I have a question regarding accessing the subtype information associated with TCGA projects using
TCGAbiolinks package (in this example, specifically COAD but my question applies to other projects including SKCM for instance)
When I download the RNAseq experiment as a SummarizedExperiment object I can access the metadata associated with the samples by calling
colData(coad). In this data frame, there is information regarding MSI (microsatellite instability) status of tumors.
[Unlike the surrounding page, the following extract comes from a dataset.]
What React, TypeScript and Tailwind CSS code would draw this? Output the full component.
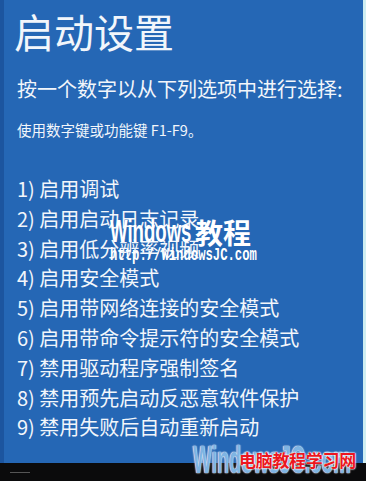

The information I get from there is the following:
# Prepared coad object previously by using GDCdownload and GDCprepare functions meta <- as.data.frame(colData(coad)) dim(meta) #> 521 102 summary(meta$subtype_MSI_status) #> MSI-H MSI-L MSS Not Evaluable NA's #> 0 40 42 126 0 313
Alternatively, I can also download subtype information using
TCGAquery_subtype function. When I do that and look at the MSI data in the downloaded data frame, this is what I see:
subtype <- TCGAbiolinks::TCGAquery_subtype("COAD") dim(subtype) #> 276 45 summary(subtype$MSI_status) #> MSI-H MSI-L MSS Not Evaluable #> 0 38 44 193 1
A similar discrepancy is also present when comparing survival times between SummarizedExperiment and TCGAquery_subtype data frames. One has a shorter followup time than the other for some patients (ie. the patient is censored at an early date with alive vital_status in one data frame whereas he/she appears deceased in the other data frame at a later time point.
What is the reason for the discrepancy between different subtype data? I remember having similar issues with SKCM (both for subtype and survival data). I would appreciate if you can let me know which is the more accurate version to use.